En el San Telmo profundo, lejos del recorrido for export y de los manteros, sobre la calle Balcarce al 1016, está la Casa de Castagnino. Su fachada es notoriamente irregular, de ladrillos pintados de rosa viejo, con una puerta y una ventana muy antiguas. La construcción está en pie desde 1780, cuando el solar era parte de la Capitanía del Puerto de la Ciudad de Buenos Aires.

 

Entrar a esta casa es entrar a una atmósfera distinta e inusual, que mezcla diferentes marcas temporales y en la que se puede percibir la presencia de la historia: sus baldosas, los ladrillos finos y alargados de sus muros, la argamasa que los une resultan extraños a los ojos de un espectador de hoy, pero de ese modo se levantaban las casas en el siglo XVIII.

 

En 1967, el pintor, arquitecto y dibujante Juan Carlos Castagnino –uno de los más reconocidos artistas de nuestro país– la compró, esperando que se ponga en marcha definitivamente y de una buena vez la decisión de convertirla en museo. Y vaya que vale la pena convertirla en museo. Además de haber albergado la capitanía del puerto, en tiempos de Juan Manuel de Rosas funcionó como el primer correo de nuestro país. Más tarde, se convirtió en morada particular.

 

Asomarse hoy a la balaustrada de la hermosa y agreste terraza de la casa es asomarse a ver, a unos cien metros, el imponente edificio del Ministerio de Agricultura sobre la avenida Paseo Colón.
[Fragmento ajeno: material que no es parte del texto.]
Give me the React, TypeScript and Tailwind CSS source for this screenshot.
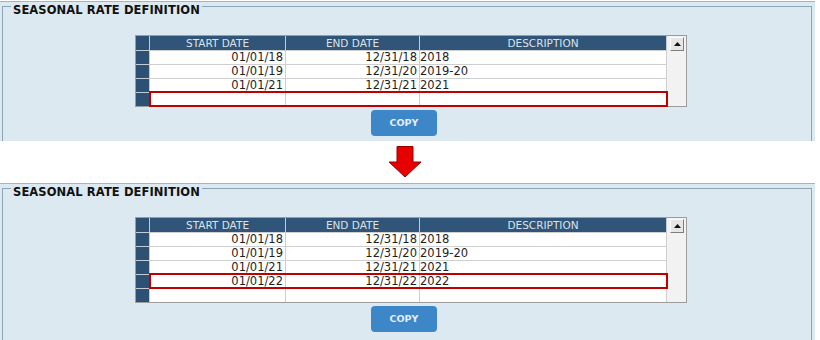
const font = "font-['DejaVu_Sans',sans-serif]";

const before = [
  ["01/01/18", "12/31/18", "2018"],
  ["01/01/19", "12/31/20", "2019-20"],
  ["01/01/21", "12/31/21", "2021"],
  ["", "", ""],
];

const after = [
  ["01/01/18", "12/31/18", "2018"],
  ["01/01/19", "12/31/20", "2019-20"],
  ["01/01/21", "12/31/21", "2021"],
  ["01/01/22", "12/31/22", "2022"],
  ["", "", ""],
];

function Grid({ rows, red }: { rows: string[][]; red: number }) {
  return (
    <div className="ml-[132px] mt-[19px] flex w-[552px] border border-[#9c9c9c] bg-white">
      <div className="flex flex-col">
        {/* header */}
        <div className="flex h-[14px]">
          <div className="w-[14px] border-r border-[#c3ccd5] bg-[#2d5174]" />
          <div className="w-[136px] border-r border-[#c3ccd5] bg-[#305578] text-center text-[10.5px] leading-[14px] text-[#dbe3ea]">
            START DATE
          </div>
          <div className="w-[134px] border-r border-[#c3ccd5] bg-[#305578] text-center text-[10.5px] leading-[14px] text-[#dbe3ea]">
            END DATE
          </div>
          <div className="w-[247px] border-r border-[#c3ccd5] bg-[#305578] text-center text-[10.5px] leading-[14px] text-[#dbe3ea]">
            DESCRIPTION
          </div>
        </div>

        {rows.map((r, i) => (
          <div key={i} className="flex h-[14px]">
            <div className="w-[14px] border-r border-t border-[#c3ccd5] bg-[#2d5174]" />
            <div
              className={
                i === red
                  ? "relative z-10 flex outline-2 outline-solid outline-[#c00000] -outline-offset-1"
                  : "flex"
              }
            >
              <div className="w-[136px] truncate border-r border-t border-[#cfcfcf] pr-[2px] text-right text-[11.5px] leading-[13px] text-[#1e1e1e]">
                {r[0]}
              </div>
              <div className="w-[134px] truncate border-r border-t border-[#cfcfcf] pr-[2px] text-right text-[11.5px] leading-[13px] text-[#1e1e1e]">
                {r[1]}
              </div>
              <div className="w-[247px] truncate border-r border-t border-[#cfcfcf] text-left text-[11.5px] leading-[13px] text-[#1e1e1e]">
                {r[2]}
              </div>
            </div>
          </div>
        ))}
      </div>

      {/* scrollbar */}
      <div className="w-[19px] bg-[#f2f2f2] pl-[3px] pt-px">
        <div className="flex h-[14px] w-[14px] items-center justify-center border border-b-[#7d7d7d] border-l-[#fafafa] border-r-[#7d7d7d] border-t-[#fafafa] bg-[#e6e6e6]">
          <svg width="7" height="4" viewBox="0 0 7 4">
            <polygon points="0,4 3.5,0 7,4" fill="#111" />
          </svg>
        </div>
      </div>
    </div>
  );
}

function Panel({ rows, red, h }: { rows: string[][]; red: number; h: string }) {
  return (
    <section className={`w-[815px] overflow-hidden border-t border-[#a8b2bb] bg-[#dde9f1] ${h}`}>
      <div className="ml-[2px] mr-[3px] mt-[4px] h-full border-l border-r border-[#8ea4b7]">
        <div className="flex items-start">
          <div className="w-[8px] border-t border-[#8ea4b7]" />
          <span className="-mt-[2px] px-[2px] text-[11.5px] font-bold leading-[12px] tracking-[0.1px] text-[#111]">
            SEASONAL RATE DEFINITION
          </span>
          <div className="flex-1 border-t border-[#8ea4b7]" />
        </div>

        <Grid rows={rows} red={red} />

        <button className="ml-[368px] mt-[3px] h-[26px] w-[66px] rounded-[4px] bg-[#3d87c9] text-[9.5px] font-bold text-[#e6eef7]">
          COPY
        </button>
      </div>
    </section>
  );
}

export default function App() {
  return (
    <div className={`h-[340px] w-[820px] overflow-hidden bg-white ${font}`}>
      <div className="pt-px">
        <Panel rows={before} red={3} h="h-[140px]" />
      </div>

      <div className="h-[42px] pl-[388px] pt-[5px]">
        <svg width="34" height="32" viewBox="0 0 34 32">
          <polygon
            points="9,0.5 25,0.5 25,16 33,16 17,31 1,16 9,16"
            fill="#e60000"
            stroke="#9b0000"
            strokeWidth="1"
          />
        </svg>
      </div>

      <Panel rows={after} red={3} h="h-[157px]" />
    </div>
  );
}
Pero quienes se asomaban a esa misma balaustrada mucho antes que nosotros veían las barrancas que daban al Río de la Plata, que por entonces llegaba hasta allí. Por esa terraza deambulan gatos, hay bananos, palmeras pindó, ceibos; hay un retoño lleno de brevas de una higuera original que es testigo del paso del tiempo y hay mucho verde, como si fuese un humedal colonial de hace 200 años.

 

La terraza y las habitaciones parecen habitadas de fantasmas. Así lo afirma Justiniano Quiroga, un santiagueño que está al cuidado de la casa desde hace 30 años. Llegó a Buenos Aires hace mucho e hizo de todo antes de quedar a cargo de la casa. Tiene muy claro que convive no solamente con la obra de Castagnino sino también con todos los fantasmas que –asegura– la recorren. “¿Por qué voy a tener miedo?”.

 

“Todos convivimos con ellos… En un cuartito pequeño, detrás de unos trastos hay una cruz, es probable que allí esté enterrado alguien que murió hace muchísimo. Se dice que en 1919 mataron a una chica que pasaba por la calle, justo en esta ventana”, dice Quiroga mientras nos hace pasar a una de las salas. Una ventana a la calle conserva sus goznes originales, sin tornillos ni tuercas. “Cuentan que una vez un fotógrafo golpeó la puerta y pidió permiso para fotografiar a una chica que vio en la ventana, pero esa chica no existía, así dicen…”. Y no es difícil pensar en las presencias recorriendo esta casona, que también fue inquilinato y en la segunda mitad del siglo XIX recibió a los que no pudieron abandonar el foco infeccioso durante la última y feroz oleada de fiebre amarilla en 1872.

 

La casa conserva una planta abajo, de alrededor de 10 cuartos, que mantiene casi por completo su forma original, con algunos refuerzos de hierro o alguna loza para evitar que la construcción más antigua cediera por su propio peso. Castagnino construyó allí su cocina pero también edificó una planta superior en la que vivió y donde trabajaba su obra artística. Algunos de sus enseres, bellas piezas de mobiliario, permanecen en las habitaciones. Las salas de abajo se acondicionarán para el museo, pero el ambiente de los patios llenos de plantas y de herrajes antiguos, las paredes que parecieran susurrar secretos, el aire artístico que le imprimió el mismo Castagnino y la belleza de un lugar cargado de historia ya son parte del mejor patrimonio de nuestra ciudad.